Concludo con un impegno concreto e serio più di natura politica che non di natura ecclesiale. Nel messaggio di Benedetto XVI per la giornata mondiale c’è un fortissimo richiamo al problema del disarmo. Credo che questa sia una pista su cui dobbiamo lavorare. C’è già stato ricordato che del disarmo non parla più nessuno, eppure le spese militari oggi sono diventate drammatiche. Nella conferenza stampa di presentazione del messaggio, il cardinale Raffaele Martino ha dato queste cifre che io vi leggo perché vengono da una voce più che ufficiale. Il Santo Padre prende atto, direi con soddisfazione, del fatto che il numero dei conflitti sia calato, però di contro prende atto con rammarico dell’aumento delle spese militari e della produzione e commercio delle stesse, con riferimento al dato che nel 2004 la spesa militare degli Stati, di tutti gli stati del mondo, ha superato la somma di un trilione di dollari; circa cento 160 dollari per ogni abitante del pianeta; fate la divisione. L’utile ottenuto dai primi 100 produttori e fornitori di armi nel 2003 ha avuto un incremento del 25% rispetto a quello del 2002, mentre il loro utile complessivo del 2004 equivale alla somma del PIL dei 61 paesi più poveri del mondo.

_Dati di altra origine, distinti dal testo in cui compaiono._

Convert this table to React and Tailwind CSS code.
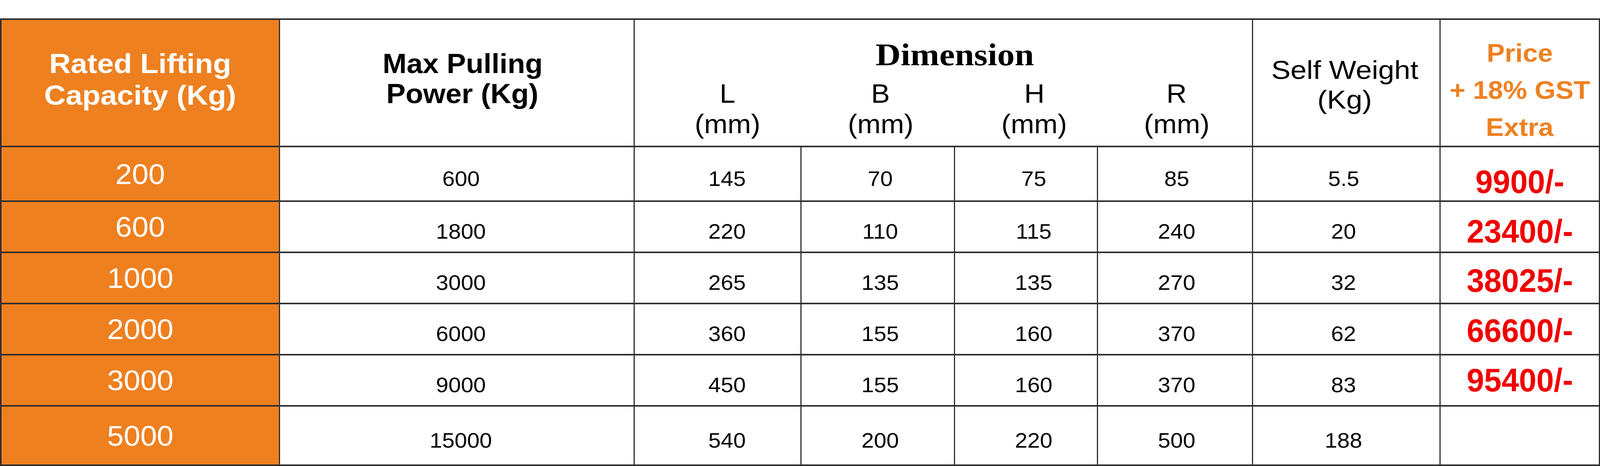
const rows = [
  { cap: "200", pull: "600", l: "145", b: "70", h: "75", r: "85", w: "5.5", price: "9900/-", ppt: "pt-[40px]" },
  { cap: "600", pull: "1800", l: "220", b: "110", h: "115", r: "240", w: "20", price: "23400/-", ppt: "pt-[24px]" },
  { cap: "1000", pull: "3000", l: "265", b: "135", h: "135", r: "270", w: "32", price: "38025/-", ppt: "pt-[14px]" },
  { cap: "2000", pull: "6000", l: "360", b: "155", h: "160", r: "370", w: "62", price: "66600/-", ppt: "pt-[8px]" },
  { cap: "3000", pull: "9000", l: "450", b: "155", h: "160", r: "370", w: "83", price: "95400/-", ppt: "pt-0" },
  { cap: "5000", pull: "15000", l: "540", b: "200", h: "220", r: "500", w: "188", price: "", ppt: "pt-0" },
];

const cell = "flex items-center justify-center border-r-[3px] border-b-4 border-[#2f2f2f]";

function Val({ children, pad }) {
  return (
    <div className={cell + " pt-[24px] " + pad}>
      <span className="inline-block scale-x-[1.083] text-[53px] leading-[53px] text-black">{children}</span>
    </div>
  );
}

function Sub({ letter, pad }) {
  return (
    <div className={"flex flex-col items-center " + pad}>
      <span className="inline-block scale-x-[1.045] text-[69px] leading-[78px] text-black">{letter}</span>
      <span className="inline-block scale-x-[1.045] text-[69px] leading-[78px] text-black">(mm)</span>
    </div>
  );
}

export default function App() {
  return (
    <div className="w-full min-w-[4096px] h-[1193px] bg-white pt-[47px] font-['Liberation_Sans',Arial,sans-serif] overflow-hidden">
      <div className="grid grid-cols-[713px_908px_427px_393px_366px_397px_480px_408px] grid-rows-[326px_140px_131px_131px_131px_131px_152px] border-t-4 border-l-4 border-[#2f2f2f]">
        {/* Header */}
        <div className="flex flex-col items-center bg-[#ee8020] pt-[71px] border-r-[3px] border-b-4 border-[#2f2f2f]">
          <span className="inline-block scale-x-[1.074] text-[71px] leading-[81px] font-bold text-white">Rated Lifting</span>
          <span className="inline-block scale-x-[1.074] text-[71px] leading-[81px] font-bold text-white">Capacity (Kg)</span>
        </div>
        <div className="flex flex-col items-center pt-[74px] pl-[29px] border-r-[3px] border-b-4 border-[#2f2f2f]">
          <span className="inline-block scale-x-[1.054] text-[70px] leading-[77px] font-bold text-black">Max Pulling</span>
          <span className="inline-block scale-x-[1.054] text-[70px] leading-[77px] font-bold text-black">Power (Kg)</span>
        </div>
        <div className="col-span-4 flex flex-col pt-[49px] border-r-[3px] border-b-4 border-[#2f2f2f]">
          <div className="flex justify-center pl-[58px]">
            <span className="inline-block scale-x-[1.112] font-['Liberation_Serif','Times_New_Roman',serif] text-[80px] leading-[80px] font-bold text-black">Dimension</span>
          </div>
          <div className="mt-[21px] grid grid-cols-[427px_393px_366px_394px]">
            <Sub letter="L" pad="pl-[48px]" />
            <Sub letter="B" pad="pl-[12px]" />
            <Sub letter="H" pad="pl-[39px]" />
            <Sub letter="R" pad="pl-[8px]" />
          </div>
        </div>
        <div className="flex flex-col items-center pt-[90px] pr-[8px] border-r-[3px] border-b-4 border-[#2f2f2f]">
          <span className="inline-block scale-x-[1.103] text-[67px] leading-[76px] text-black">Self Weight</span>
          <span className="inline-block scale-x-[1.103] text-[67px] leading-[76px] text-black">(Kg)</span>
        </div>
        <div className="flex flex-col items-center pt-[37px] border-r-[3px] border-b-4 border-[#2f2f2f]">
          <span className="inline-block scale-x-[1.064] text-[65px] leading-[95px] font-bold text-[#ee8121]">Price</span>
          <span className="inline-block scale-x-[1.064] text-[65px] leading-[95px] font-bold text-[#ee8121]">+ 18% GST</span>
          <span className="inline-block scale-x-[1.064] text-[65px] leading-[95px] font-bold text-[#ee8121]">Extra</span>
        </div>

        {/* Body */}
        {rows.map((r) => (
          <div key={r.cap} className="contents">
            <div className={cell + " bg-[#ee8020]"}>
              <span className="inline-block scale-x-[1.045] text-[73px] leading-[73px] text-white">{r.cap}</span>
            </div>
            <Val pad="pl-[21px]">{r.pull}</Val>
            <Val pad="pl-[48px]">{r.l}</Val>
            <Val pad="pl-[12px]">{r.b}</Val>
            <Val pad="pl-[39px]">{r.h}</Val>
            <Val pad="pl-[8px]">{r.r}</Val>
            <Val pad="pr-[14px]">{r.w}</Val>
            <div className={cell + " " + r.ppt}>
              <span className="inline-block scale-x-[0.967] text-[83px] leading-[83px] font-bold text-[#f00000]">{r.price}</span>
            </div>
          </div>
        ))}
      </div>
    </div>
  );
}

Quale futuro di pace sarà mai possibile se si continua ad investire nella produzione di armi e nella ricerca applicata a costruirne di nuove, non tenendo in considerazione il sano principio di sufficienza che la sapienza bi-millenaria della chiesa ha formulato per questa materia? E praticamente con lo stesso rammarico il papa prende atto che il discorso della messa al bando di qualsiasi arma di distruzione di massa e il discorso della stesso disarmo globale ristagna presso la comunità internazionale da moti anni e non è più nella agenda dell’ONU. Questo è l’impegno che noi dobbiamo prendere: ce lo chiede il papa, non lo facciamo per noi, ce lo chiede il papa.

Scusate della confusione dei pensieri che ho messo insieme, ma ve li offro così come mi sono venuti.


Intervento al convegno di Pax Christi "Infaticabili provocatori di nonviolenza, il nesso fra le "piccole" e le "grandi" scelte" (Trento, 29-31 dicembre 2005).